Find the word "Rebuild" in the material below and gather every line that contains it.

[Available records]
-- start --

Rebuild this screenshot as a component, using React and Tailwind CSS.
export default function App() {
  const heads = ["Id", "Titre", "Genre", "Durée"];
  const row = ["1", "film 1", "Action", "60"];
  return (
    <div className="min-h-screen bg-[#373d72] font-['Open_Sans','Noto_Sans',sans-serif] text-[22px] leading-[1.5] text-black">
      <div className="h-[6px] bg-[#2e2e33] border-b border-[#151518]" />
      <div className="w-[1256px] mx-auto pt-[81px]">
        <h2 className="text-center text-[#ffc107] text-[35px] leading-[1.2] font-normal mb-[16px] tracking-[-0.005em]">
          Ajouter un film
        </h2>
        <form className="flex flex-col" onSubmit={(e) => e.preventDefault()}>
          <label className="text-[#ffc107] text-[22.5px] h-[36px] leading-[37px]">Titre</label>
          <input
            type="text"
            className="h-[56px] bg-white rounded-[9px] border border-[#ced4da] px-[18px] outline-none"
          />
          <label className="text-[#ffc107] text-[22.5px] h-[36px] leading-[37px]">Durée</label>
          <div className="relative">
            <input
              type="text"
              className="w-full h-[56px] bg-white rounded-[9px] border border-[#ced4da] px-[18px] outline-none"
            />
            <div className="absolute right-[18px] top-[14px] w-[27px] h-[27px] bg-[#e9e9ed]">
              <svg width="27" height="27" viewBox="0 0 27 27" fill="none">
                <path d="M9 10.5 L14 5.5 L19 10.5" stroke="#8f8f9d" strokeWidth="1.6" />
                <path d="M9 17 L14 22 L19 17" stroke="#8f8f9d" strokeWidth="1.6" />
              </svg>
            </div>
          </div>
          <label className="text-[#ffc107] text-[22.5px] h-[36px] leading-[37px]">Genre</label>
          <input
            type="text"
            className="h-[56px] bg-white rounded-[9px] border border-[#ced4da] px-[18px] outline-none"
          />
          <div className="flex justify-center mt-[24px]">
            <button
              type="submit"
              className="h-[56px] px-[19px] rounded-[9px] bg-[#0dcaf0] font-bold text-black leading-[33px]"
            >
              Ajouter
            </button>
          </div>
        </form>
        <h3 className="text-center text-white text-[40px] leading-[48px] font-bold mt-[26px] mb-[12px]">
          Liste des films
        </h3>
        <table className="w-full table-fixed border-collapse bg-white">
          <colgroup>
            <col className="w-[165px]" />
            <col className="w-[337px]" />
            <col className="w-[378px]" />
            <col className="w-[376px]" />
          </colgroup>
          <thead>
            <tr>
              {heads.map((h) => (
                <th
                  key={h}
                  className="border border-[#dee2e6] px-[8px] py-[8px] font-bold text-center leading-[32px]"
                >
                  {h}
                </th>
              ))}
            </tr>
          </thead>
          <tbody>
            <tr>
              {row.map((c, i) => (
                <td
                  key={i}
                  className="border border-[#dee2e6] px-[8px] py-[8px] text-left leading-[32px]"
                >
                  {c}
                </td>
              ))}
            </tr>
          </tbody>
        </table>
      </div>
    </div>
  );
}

-- end --
-- start --

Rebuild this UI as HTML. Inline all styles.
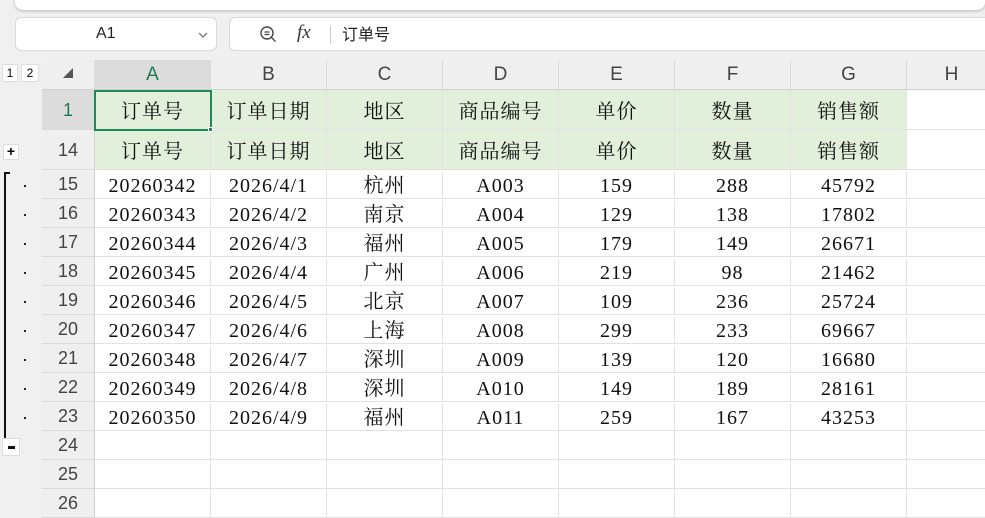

-- end --

[Solution for this problem]
Rebuild this screenshot as a component, using React and Tailwind CSS.
Rebuild this UI as HTML. Inline all styles.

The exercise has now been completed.